Enhancement of heat transfer in turbulent channel flow over dimpled surface

Abstract A systematic numerical investigation of heat transfer in turbulent channel flow over dimpled surface is conducted. Both symmetric (or spherical) and asymmetric dimple with different depth ratios ( h / D ) and skewness ( Dx and Dz ) are considered for a series of Reynolds numbers Re 2 H (based on bulk velocity and full channel height) between 4000 and 6000 while Prandtl number Pr is fixed at 0.7. It is found that the optimum dimple configuration for enhancing heat transfer measured in terms of the volume goodness factor is obtained for the case of asymmetric dimple with a depth ratio of h / D  = 15% and stream-wise skewness of Dx  = 15%. The heat transfer capacity in terms of Nusselt number is significantly increased, while the associated pressure loss is kept almost to the same level as the symmetric dimple with the same depth ratio.

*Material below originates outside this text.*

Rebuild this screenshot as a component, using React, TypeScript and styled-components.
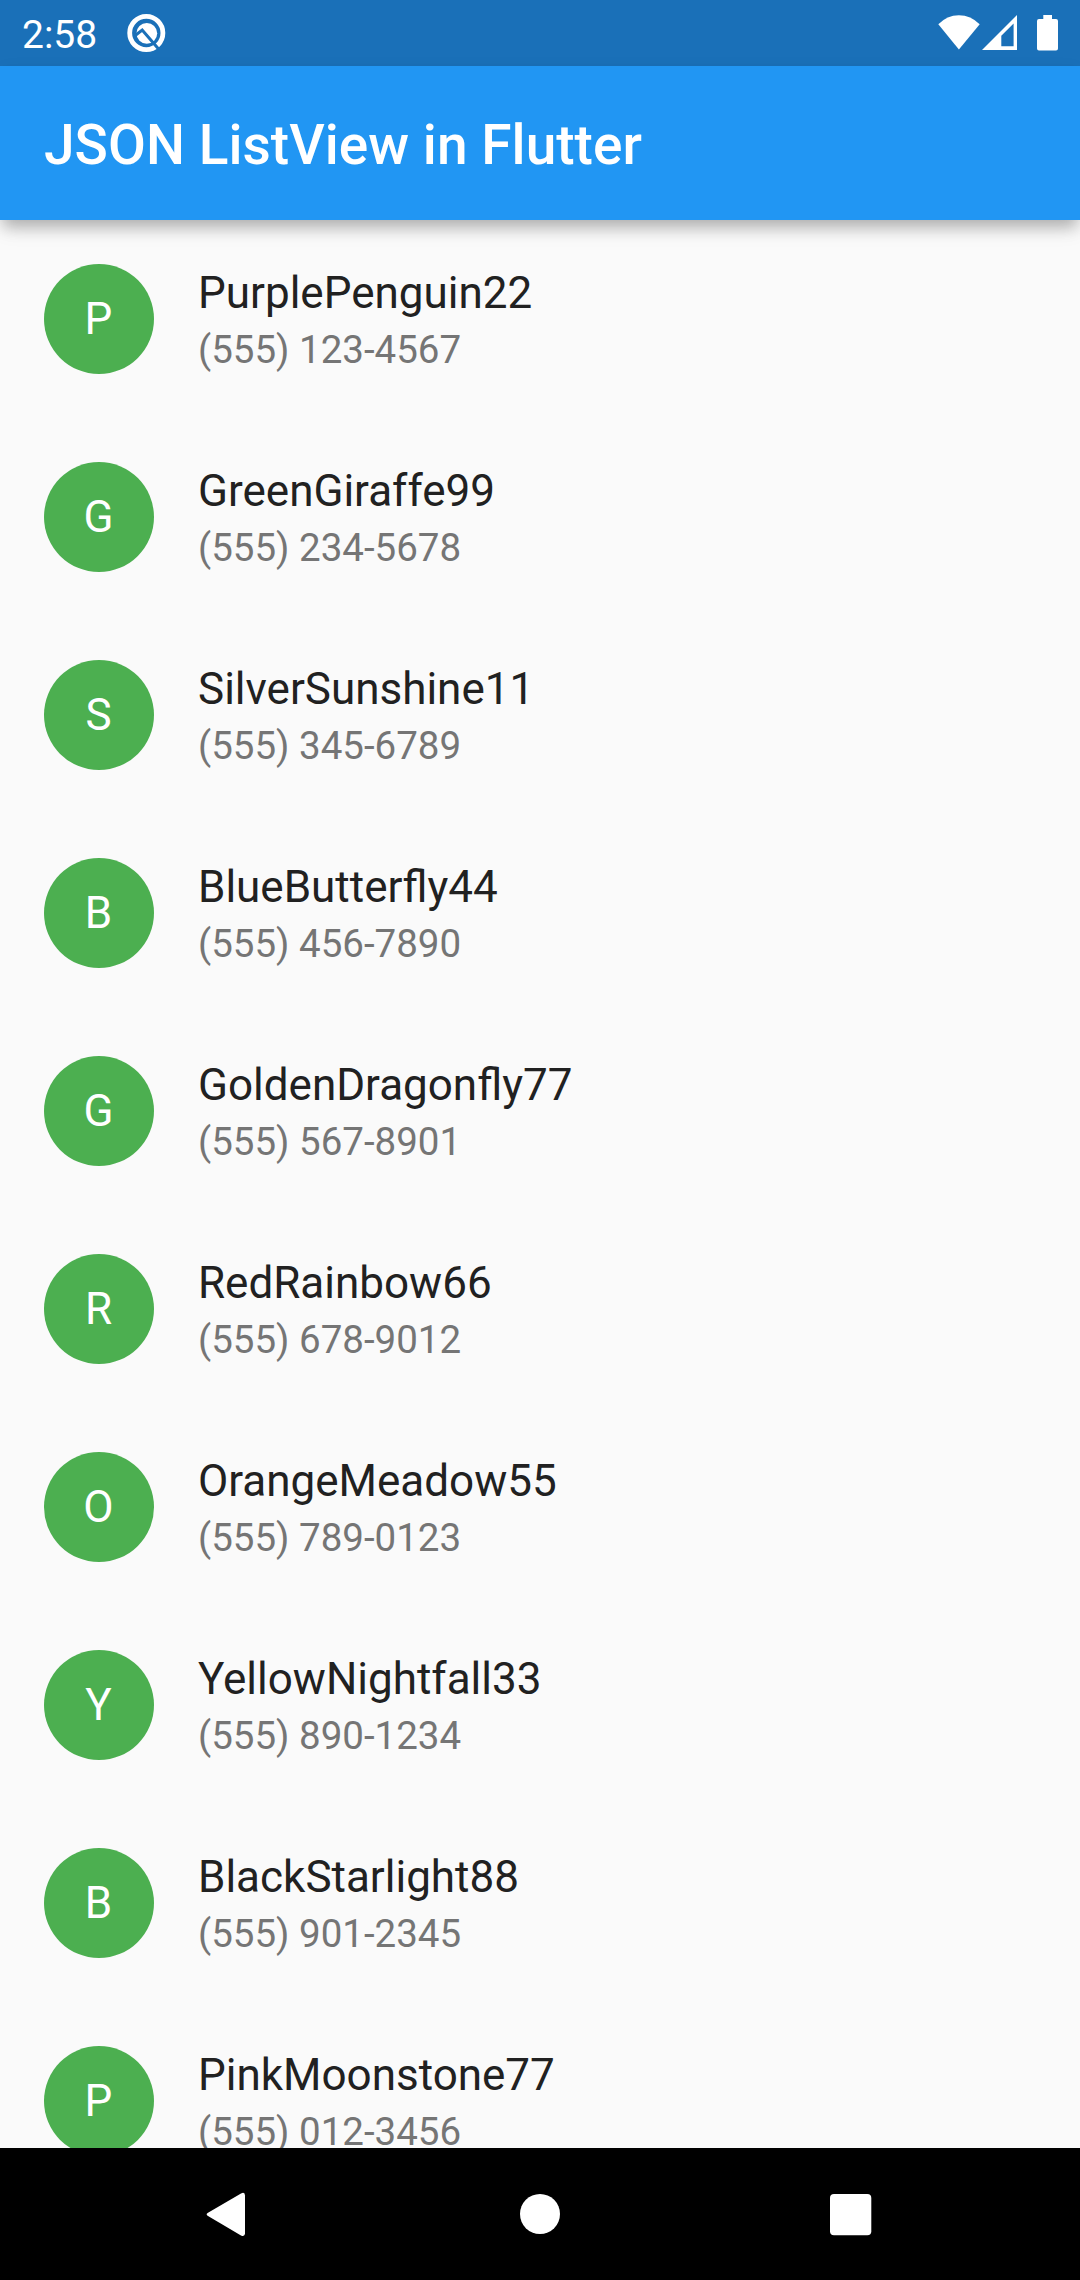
import React from "react";
import styled, { createGlobalStyle } from "styled-components";

const GlobalStyle = createGlobalStyle`
  html, body { margin: 0; padding: 0; }
  body {
    background: #fafafa;
    font-family: Roboto, "Liberation Sans", sans-serif;
    overflow: hidden;
  }
`;

const Screen = styled.div`
  width: 1080px;
  height: 2280px;
  display: flex;
  flex-direction: column;
  overflow: hidden;
  background: #fafafa;
`;

const StatusBar = styled.header`
  flex: none;
  height: 66px;
  box-sizing: border-box;
  display: flex;
  align-items: flex-start;
  justify-content: space-between;
  padding: 0 22px;
  background: #1a70b8;
  color: #fff;
`;

const StatusGroup = styled.div`
  display: flex;
  align-items: flex-start;
`;

const Clock = styled.span`
  width: 104px;
  padding-top: 12px;
  font-size: 39px;
  line-height: 46px;
`;

const StatusIcon = styled.svg<{ $gap?: number }>`
  display: block;
  height: 66px;
  margin-left: ${(p) => p.$gap ?? 0}px;
`;

const AppBar = styled.div`
  flex: none;
  height: 154px;
  box-sizing: border-box;
  display: flex;
  align-items: center;
  padding: 4px 44px 0;
  background: #2196f3;
  z-index: 1;
  box-shadow: 0 10px 14px -3px rgba(0, 0, 0, 0.21), 0 9px 20px -2px rgba(0, 0, 0, 0.13);
`;

const Title = styled.h1`
  margin: 0;
  color: #fff;
  font-size: 55px;
  font-weight: 500;
  line-height: 64px;
  letter-spacing: 0.04px;
`;

const List = styled.ul`
  flex: 1;
  min-height: 0;
  margin: 0;
  padding: 0;
  list-style: none;
  overflow: hidden;
`;

const Row = styled.li`
  height: 198px;
  box-sizing: border-box;
  display: flex;
  align-items: center;
  gap: 44px;
  padding: 0 44px;
`;

const Avatar = styled.div`
  flex: none;
  width: 110px;
  height: 110px;
  box-sizing: border-box;
  padding-right: 1px;
  display: flex;
  align-items: center;
  justify-content: center;
  border-radius: 50%;
  background: #4caf50;
  color: #fff;
  font-size: 44px;
  line-height: 52px;
`;

const Details = styled.div`
  display: flex;
  flex-direction: column;
  gap: 8px;
`;

const Name = styled.span`
  color: #212121;
  font-size: 44px;
  line-height: 52px;
`;

const Phone = styled.span`
  color: #757575;
  font-size: 38.5px;
  line-height: 45px;
`;

const NavBar = styled.nav`
  flex: none;
  height: 132px;
  box-sizing: border-box;
  padding-top: 2px;
  display: flex;
  align-items: center;
  justify-content: center;
  gap: 210px;
  background: #000;
`;

const NavIcon = styled.svg`
  display: block;
  width: 100px;
  height: 90px;
`;

const contacts = [
  { name: "PurplePenguin22", phone: "(555) 123-4567" },
  { name: "GreenGiraffe99", phone: "(555) 234-5678" },
  { name: "SilverSunshine11", phone: "(555) 345-6789" },
  { name: "BlueButterfly44", phone: "(555) 456-7890" },
  { name: "GoldenDragonfly77", phone: "(555) 567-8901" },
  { name: "RedRainbow66", phone: "(555) 678-9012" },
  { name: "OrangeMeadow55", phone: "(555) 789-0123" },
  { name: "YellowNightfall33", phone: "(555) 890-1234" },
  { name: "BlackStarlight88", phone: "(555) 901-2345" },
  { name: "PinkMoonstone77", phone: "(555) 012-3456" },
];

function SystemIcon() {
  return (
    <StatusIcon width="40" viewBox="126 0 40 66">
      <circle cx="146.3" cy="33" r="16.6" fill="none" stroke="#fff" strokeWidth="4.8" />
      <circle cx="146.8" cy="33.3" r="10.4" fill="#fff" />
      <path d="M134.5 36 L142.2 30 L158.8 49.2" fill="none" stroke="#1a70b8" strokeWidth="3" />
    </StatusIcon>
  );
}

function WifiIcon() {
  return (
    <StatusIcon width="42" viewBox="937.5 0 42 66">
      <path d="M958.4 49.5 L937.8 24.3 Q946.5 15.2 958.4 15.2 Q970.3 15.2 979.2 24.3 Z" fill="#fff" />
    </StatusIcon>
  );
}

function SignalIcon() {
  return (
    <StatusIcon width="36" viewBox="982 0 36 66" $gap={2.5}>
      <path
        fillRule="evenodd"
        d="M1017 15 V50 H982 Z M1013.6 23.5 L1001.3 35.8 V46.3 H1013.6 Z"
        fill="#fff"
      />
    </StatusIcon>
  );
}

function BatteryIcon() {
  return (
    <StatusIcon width="21" viewBox="1037 0 21 66" $gap={19}>
      <path
        d="M1043.3 15 H1052 V19 H1056 Q1058 19 1058 21 V48.5 Q1058 50.5 1056 50.5 H1039 Q1037 50.5 1037 48.5 V21 Q1037 19 1039 19 H1043.3 Z"
        fill="#fff"
      />
    </StatusIcon>
  );
}

export default function App() {
  return (
    <>
      <GlobalStyle />
      <Screen>
        <StatusBar>
          <StatusGroup>
            <Clock>2:58</Clock>
            <SystemIcon />
          </StatusGroup>
          <StatusGroup>
            <WifiIcon />
            <SignalIcon />
            <BatteryIcon />
          </StatusGroup>
        </StatusBar>
        <AppBar>
          <Title>JSON ListView in Flutter</Title>
        </AppBar>
        <List>
          {contacts.map((c) => (
            <Row key={c.name}>
              <Avatar>{c.name[0]}</Avatar>
              <Details>
                <Name>{c.name}</Name>
                <Phone>{c.phone}</Phone>
              </Details>
            </Row>
          ))}
        </List>
        <NavBar>
          <NavIcon viewBox="0 0 100 90">
            <path
              d="M28 42.8 L61 23.4 Q65 21.5 65 25.5 V63.2 Q65 67.2 61 65.4 L28 46 Q25.3 44.4 28 42.8 Z"
              fill="#fff"
            />
          </NavIcon>
          <NavIcon viewBox="0 0 100 90">
            <circle cx="50" cy="44" r="20" fill="#fff" />
          </NavIcon>
          <NavIcon viewBox="0 0 100 90">
            <rect x="30" y="24" width="41.3" height="41.3" rx="4" fill="#fff" />
          </NavIcon>
        </NavBar>
      </Screen>
    </>
  );
}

The present study also suggests that the heat transfer enhancement is closely related to ejection with counter-rotating flow, intensified secondary flow and vortex structures at the downstream rim of asymmetric dimple. All these findings suggest that a carefully designed asymmetric dimpled surface presents a viable means of enhancing heat transfer compared to the symmetric dimple.